Description of the task> Look below and pull out each line with the word "styles".

The records>
┄┄┄┄┄┄┄┄┄┄

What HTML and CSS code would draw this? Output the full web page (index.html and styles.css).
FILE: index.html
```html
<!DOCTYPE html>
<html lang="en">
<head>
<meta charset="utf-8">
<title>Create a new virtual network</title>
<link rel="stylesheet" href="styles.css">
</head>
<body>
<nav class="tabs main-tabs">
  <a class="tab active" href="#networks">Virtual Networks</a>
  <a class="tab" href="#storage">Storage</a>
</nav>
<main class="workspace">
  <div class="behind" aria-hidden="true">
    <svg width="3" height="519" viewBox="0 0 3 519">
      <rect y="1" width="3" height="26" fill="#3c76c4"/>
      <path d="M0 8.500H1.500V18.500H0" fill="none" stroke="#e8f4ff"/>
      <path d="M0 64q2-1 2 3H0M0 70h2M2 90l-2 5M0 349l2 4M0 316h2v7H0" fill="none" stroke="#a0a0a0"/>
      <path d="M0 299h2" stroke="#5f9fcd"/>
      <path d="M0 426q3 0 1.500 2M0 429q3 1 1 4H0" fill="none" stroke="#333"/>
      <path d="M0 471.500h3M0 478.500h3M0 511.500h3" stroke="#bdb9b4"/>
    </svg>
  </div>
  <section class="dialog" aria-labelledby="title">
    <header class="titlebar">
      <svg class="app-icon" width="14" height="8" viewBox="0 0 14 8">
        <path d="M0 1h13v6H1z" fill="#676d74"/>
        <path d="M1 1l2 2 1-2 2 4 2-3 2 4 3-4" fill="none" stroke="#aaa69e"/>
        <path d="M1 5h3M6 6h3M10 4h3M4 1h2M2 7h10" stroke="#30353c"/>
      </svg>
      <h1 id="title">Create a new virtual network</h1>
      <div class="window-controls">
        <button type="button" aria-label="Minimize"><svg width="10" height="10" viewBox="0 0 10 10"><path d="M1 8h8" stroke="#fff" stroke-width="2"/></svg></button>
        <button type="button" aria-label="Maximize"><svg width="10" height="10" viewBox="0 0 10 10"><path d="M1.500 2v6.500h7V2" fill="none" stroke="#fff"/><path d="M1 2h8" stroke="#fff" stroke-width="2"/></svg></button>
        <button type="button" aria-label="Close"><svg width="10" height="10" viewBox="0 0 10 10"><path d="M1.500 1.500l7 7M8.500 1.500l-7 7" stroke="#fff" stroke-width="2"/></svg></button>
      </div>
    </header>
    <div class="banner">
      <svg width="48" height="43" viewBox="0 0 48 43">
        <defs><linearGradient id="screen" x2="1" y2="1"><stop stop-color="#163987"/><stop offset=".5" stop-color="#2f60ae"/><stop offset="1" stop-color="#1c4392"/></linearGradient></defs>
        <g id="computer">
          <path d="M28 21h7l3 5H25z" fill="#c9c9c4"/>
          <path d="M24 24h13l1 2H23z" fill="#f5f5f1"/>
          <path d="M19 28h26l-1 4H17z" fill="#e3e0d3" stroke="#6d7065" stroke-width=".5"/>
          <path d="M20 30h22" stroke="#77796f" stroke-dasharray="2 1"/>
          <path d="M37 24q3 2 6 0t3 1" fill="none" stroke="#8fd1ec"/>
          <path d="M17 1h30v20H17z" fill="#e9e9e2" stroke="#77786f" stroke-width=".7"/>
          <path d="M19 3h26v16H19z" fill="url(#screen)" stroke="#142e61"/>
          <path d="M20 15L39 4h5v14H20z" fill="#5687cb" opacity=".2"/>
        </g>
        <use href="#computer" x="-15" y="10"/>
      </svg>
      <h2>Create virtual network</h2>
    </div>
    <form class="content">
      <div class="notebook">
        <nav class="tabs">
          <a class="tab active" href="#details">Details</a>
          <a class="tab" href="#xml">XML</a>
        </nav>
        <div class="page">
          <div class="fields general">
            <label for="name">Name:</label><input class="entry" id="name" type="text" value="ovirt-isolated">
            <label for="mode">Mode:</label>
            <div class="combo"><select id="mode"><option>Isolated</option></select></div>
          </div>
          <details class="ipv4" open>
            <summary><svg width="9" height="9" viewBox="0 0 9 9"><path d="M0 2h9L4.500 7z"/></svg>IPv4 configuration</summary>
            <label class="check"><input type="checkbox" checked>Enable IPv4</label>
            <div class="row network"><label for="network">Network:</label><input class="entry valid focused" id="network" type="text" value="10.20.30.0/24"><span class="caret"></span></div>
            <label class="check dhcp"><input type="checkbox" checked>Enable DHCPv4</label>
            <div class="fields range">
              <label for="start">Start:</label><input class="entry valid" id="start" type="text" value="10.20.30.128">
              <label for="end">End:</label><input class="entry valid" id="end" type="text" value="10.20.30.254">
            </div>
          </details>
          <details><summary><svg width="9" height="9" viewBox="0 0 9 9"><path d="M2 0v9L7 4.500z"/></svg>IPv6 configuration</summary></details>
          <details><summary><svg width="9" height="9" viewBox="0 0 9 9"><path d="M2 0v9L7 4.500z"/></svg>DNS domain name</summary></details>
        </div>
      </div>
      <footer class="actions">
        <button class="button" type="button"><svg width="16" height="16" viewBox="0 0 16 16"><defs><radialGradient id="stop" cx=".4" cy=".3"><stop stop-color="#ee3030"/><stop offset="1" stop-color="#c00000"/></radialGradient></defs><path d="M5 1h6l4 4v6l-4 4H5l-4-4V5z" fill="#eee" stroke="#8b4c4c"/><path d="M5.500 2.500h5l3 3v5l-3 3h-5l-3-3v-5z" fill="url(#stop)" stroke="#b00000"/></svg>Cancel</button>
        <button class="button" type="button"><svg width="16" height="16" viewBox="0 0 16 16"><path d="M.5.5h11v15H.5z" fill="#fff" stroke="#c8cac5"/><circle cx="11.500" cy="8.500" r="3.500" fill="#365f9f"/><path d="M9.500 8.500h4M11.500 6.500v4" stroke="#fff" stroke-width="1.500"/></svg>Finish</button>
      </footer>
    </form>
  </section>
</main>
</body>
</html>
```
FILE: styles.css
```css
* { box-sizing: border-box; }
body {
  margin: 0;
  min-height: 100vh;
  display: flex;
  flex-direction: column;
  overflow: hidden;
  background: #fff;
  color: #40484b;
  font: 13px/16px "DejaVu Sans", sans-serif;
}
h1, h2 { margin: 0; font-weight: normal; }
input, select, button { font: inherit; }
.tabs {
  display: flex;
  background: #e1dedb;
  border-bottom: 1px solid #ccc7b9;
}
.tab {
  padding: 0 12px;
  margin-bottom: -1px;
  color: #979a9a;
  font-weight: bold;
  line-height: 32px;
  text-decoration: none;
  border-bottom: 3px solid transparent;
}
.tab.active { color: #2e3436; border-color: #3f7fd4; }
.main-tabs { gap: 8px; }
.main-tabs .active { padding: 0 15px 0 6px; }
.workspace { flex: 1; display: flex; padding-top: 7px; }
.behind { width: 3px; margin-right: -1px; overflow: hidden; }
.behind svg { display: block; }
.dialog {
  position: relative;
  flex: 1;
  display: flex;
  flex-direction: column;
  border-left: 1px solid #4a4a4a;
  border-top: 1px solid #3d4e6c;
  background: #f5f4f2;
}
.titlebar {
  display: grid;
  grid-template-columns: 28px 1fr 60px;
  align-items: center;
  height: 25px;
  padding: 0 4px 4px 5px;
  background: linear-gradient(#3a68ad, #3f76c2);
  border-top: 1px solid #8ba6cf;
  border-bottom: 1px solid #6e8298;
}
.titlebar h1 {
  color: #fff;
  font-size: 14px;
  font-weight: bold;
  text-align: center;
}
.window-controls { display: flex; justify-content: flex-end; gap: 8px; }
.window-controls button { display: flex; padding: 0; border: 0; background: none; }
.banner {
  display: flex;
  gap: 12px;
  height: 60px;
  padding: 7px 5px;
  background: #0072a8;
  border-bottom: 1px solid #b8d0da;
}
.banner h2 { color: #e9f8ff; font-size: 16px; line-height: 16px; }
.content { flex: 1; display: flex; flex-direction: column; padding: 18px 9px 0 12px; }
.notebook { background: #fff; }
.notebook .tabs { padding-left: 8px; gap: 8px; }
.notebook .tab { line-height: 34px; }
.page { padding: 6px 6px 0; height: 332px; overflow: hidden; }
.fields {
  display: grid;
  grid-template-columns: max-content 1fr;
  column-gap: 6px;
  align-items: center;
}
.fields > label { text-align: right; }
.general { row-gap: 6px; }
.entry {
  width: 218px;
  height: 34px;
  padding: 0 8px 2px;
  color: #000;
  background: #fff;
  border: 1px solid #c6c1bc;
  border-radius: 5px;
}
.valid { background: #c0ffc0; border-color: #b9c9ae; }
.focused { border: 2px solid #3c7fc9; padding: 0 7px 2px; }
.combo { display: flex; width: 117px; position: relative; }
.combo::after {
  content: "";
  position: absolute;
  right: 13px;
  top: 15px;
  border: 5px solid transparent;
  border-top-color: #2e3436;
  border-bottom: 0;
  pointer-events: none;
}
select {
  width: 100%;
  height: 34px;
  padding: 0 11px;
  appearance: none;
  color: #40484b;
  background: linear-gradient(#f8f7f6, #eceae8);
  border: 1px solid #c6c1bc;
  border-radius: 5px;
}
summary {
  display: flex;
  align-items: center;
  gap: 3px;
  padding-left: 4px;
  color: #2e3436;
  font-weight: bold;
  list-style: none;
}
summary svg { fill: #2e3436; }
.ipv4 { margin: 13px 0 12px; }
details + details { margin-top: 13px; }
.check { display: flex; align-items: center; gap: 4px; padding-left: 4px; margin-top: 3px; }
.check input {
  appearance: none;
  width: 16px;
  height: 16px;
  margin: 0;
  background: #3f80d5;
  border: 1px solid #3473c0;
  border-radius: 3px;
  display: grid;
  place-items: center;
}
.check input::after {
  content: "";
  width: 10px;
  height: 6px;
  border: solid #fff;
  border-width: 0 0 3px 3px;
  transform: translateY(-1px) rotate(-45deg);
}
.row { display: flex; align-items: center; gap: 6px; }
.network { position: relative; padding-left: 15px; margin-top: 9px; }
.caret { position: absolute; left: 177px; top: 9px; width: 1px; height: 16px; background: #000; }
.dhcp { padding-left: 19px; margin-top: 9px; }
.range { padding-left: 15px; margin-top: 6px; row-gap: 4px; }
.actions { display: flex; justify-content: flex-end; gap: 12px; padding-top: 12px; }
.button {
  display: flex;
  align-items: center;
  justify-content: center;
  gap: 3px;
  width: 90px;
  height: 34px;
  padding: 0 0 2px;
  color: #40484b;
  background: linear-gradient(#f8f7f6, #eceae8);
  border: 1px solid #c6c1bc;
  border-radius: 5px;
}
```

┄┄┄┄┄┄┄┄┄┄

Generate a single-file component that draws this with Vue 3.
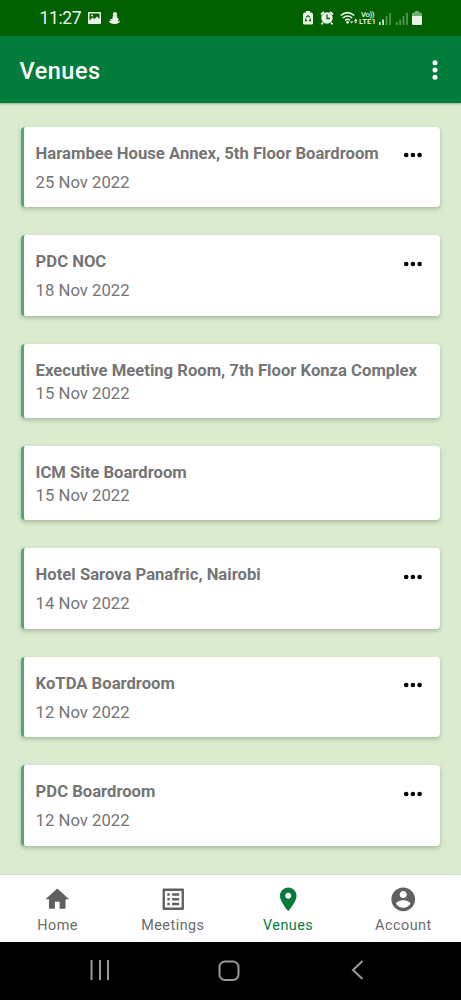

┄┄┄┄┄┄┄┄┄┄

Problem solution>
What HTML and CSS code would draw this? Output the full web page (index.html and styles.css).
<link rel="stylesheet" href="styles.css">
FILE: styles.css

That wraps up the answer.